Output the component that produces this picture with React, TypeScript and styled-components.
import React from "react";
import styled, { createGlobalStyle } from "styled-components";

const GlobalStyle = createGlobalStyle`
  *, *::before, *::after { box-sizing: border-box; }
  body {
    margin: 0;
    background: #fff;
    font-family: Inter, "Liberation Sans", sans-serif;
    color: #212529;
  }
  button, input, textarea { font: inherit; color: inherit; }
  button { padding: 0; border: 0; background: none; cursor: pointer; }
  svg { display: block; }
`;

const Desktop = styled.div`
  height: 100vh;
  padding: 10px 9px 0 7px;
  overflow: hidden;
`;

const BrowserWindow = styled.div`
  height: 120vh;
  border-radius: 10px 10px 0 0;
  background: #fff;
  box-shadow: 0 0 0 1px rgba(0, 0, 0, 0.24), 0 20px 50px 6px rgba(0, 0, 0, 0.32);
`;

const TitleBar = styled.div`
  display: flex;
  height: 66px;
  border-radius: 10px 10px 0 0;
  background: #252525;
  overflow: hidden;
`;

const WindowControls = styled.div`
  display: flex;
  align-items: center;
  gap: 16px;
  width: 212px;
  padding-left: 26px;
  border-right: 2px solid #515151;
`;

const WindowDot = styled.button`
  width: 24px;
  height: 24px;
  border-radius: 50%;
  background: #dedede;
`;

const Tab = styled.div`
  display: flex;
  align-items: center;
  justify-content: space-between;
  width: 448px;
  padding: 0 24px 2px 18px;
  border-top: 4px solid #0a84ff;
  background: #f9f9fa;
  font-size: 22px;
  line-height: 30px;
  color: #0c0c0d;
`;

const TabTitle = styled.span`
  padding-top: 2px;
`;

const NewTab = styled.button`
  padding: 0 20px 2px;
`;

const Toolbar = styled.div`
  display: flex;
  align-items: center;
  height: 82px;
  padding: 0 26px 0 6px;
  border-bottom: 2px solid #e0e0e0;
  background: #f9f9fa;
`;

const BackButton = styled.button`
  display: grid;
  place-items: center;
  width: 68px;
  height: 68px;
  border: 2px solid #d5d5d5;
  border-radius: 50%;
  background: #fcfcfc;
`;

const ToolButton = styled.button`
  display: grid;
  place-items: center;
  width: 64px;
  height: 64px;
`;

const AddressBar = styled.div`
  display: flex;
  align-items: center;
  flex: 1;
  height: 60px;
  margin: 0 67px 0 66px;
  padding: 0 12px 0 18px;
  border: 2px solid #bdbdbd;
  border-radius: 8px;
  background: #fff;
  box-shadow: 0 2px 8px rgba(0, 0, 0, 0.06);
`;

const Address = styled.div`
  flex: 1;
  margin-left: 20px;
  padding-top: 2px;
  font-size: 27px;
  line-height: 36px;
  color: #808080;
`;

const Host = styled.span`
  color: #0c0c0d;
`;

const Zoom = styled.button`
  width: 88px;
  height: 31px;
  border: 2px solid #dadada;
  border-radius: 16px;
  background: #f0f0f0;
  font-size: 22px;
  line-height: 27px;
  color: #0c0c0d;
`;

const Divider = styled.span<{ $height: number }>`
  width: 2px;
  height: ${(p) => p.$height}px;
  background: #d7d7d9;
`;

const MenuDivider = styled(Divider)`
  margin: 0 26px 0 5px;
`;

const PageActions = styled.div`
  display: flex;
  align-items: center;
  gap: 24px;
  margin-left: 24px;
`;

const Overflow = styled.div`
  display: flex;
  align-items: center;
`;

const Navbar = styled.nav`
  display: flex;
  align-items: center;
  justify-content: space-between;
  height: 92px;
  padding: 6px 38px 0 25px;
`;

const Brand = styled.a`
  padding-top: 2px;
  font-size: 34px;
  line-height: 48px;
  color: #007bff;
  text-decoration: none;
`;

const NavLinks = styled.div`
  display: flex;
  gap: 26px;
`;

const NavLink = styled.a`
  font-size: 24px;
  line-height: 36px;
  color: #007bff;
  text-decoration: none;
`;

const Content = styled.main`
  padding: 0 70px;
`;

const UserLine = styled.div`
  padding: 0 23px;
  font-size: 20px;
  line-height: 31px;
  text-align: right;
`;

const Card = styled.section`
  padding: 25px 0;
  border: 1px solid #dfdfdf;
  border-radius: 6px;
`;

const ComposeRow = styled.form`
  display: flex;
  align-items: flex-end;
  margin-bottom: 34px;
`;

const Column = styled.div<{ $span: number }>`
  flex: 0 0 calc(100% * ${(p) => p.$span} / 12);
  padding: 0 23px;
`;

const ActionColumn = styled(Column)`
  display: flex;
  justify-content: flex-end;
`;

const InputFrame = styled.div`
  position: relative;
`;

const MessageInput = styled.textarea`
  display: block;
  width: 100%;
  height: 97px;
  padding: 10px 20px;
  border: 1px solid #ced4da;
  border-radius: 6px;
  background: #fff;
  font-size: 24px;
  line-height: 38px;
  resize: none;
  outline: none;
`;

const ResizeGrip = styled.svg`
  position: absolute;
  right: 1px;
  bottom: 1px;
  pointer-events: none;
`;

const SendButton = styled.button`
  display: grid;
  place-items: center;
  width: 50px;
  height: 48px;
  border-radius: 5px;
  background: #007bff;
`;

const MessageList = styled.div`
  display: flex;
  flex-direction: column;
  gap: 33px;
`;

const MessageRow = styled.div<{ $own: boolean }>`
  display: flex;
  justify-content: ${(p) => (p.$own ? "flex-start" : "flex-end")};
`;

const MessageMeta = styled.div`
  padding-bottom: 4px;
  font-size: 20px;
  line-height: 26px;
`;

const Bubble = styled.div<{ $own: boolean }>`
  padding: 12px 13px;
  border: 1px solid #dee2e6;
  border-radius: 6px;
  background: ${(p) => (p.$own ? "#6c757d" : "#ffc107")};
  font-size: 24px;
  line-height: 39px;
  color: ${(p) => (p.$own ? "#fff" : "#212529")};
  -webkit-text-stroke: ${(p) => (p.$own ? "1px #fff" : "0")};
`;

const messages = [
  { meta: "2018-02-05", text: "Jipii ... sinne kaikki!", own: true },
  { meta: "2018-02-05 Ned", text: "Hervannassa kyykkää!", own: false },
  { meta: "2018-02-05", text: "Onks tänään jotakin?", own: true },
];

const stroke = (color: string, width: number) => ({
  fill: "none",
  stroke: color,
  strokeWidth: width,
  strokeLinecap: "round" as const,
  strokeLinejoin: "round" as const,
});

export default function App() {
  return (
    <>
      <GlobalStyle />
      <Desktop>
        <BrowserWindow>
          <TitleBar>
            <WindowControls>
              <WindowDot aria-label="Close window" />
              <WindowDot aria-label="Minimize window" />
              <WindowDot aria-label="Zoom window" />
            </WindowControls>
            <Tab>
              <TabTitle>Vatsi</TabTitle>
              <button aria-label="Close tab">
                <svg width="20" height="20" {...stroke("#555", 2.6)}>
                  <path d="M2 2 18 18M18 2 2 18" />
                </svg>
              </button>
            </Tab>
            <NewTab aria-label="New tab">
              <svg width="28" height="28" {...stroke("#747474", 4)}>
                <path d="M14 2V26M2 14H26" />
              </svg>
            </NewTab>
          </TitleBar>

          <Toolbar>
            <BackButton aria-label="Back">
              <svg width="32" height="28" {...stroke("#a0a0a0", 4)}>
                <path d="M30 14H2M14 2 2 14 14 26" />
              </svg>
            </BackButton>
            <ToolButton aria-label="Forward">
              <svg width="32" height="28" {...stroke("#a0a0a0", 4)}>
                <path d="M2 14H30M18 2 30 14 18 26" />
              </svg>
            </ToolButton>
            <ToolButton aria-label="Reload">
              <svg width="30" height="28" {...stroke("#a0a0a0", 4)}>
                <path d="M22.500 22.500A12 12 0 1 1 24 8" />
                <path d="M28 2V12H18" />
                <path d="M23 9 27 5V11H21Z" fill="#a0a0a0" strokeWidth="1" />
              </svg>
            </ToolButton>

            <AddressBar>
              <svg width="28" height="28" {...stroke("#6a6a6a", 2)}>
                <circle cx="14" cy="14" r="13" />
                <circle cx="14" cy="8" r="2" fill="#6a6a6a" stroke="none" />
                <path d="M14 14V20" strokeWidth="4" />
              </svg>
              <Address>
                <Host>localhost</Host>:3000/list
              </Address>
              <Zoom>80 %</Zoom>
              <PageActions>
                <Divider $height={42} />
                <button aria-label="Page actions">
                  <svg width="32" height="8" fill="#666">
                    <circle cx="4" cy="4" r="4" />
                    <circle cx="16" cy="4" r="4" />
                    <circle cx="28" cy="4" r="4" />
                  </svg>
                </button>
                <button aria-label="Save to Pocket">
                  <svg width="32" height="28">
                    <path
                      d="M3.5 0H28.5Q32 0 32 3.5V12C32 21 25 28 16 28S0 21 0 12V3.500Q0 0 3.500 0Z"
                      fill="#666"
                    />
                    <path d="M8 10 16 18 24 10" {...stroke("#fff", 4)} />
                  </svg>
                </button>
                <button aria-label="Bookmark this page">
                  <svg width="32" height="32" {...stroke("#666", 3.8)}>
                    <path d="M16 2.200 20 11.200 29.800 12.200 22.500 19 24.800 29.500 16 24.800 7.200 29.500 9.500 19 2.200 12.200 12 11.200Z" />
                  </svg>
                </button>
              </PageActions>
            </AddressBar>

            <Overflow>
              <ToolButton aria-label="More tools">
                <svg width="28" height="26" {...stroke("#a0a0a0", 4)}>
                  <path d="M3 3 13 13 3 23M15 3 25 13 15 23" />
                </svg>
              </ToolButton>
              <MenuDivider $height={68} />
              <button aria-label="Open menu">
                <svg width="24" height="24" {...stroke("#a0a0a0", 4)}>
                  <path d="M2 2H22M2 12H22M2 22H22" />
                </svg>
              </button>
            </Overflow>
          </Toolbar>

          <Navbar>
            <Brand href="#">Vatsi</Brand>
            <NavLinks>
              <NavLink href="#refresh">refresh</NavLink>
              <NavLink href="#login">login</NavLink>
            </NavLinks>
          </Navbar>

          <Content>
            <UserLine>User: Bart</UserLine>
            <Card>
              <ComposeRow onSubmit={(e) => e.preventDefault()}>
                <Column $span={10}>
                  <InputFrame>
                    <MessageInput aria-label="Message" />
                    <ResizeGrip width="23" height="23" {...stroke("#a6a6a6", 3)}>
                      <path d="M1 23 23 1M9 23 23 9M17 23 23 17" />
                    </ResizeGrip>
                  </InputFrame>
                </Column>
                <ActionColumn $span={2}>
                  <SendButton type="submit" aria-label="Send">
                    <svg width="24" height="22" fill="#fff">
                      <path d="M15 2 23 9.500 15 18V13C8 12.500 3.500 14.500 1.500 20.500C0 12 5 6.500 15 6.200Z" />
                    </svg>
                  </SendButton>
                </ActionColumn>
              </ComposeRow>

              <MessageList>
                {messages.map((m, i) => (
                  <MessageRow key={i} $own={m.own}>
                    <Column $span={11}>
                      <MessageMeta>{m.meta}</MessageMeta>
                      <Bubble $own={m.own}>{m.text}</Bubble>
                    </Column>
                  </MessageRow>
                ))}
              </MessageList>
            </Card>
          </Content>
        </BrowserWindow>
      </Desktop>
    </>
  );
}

What to do: Pick each line holding the word "React" out of the data and copy it.

Answer for this exercise:
Output the component that produces this picture with React, TypeScript and styled-components.
import React from "react";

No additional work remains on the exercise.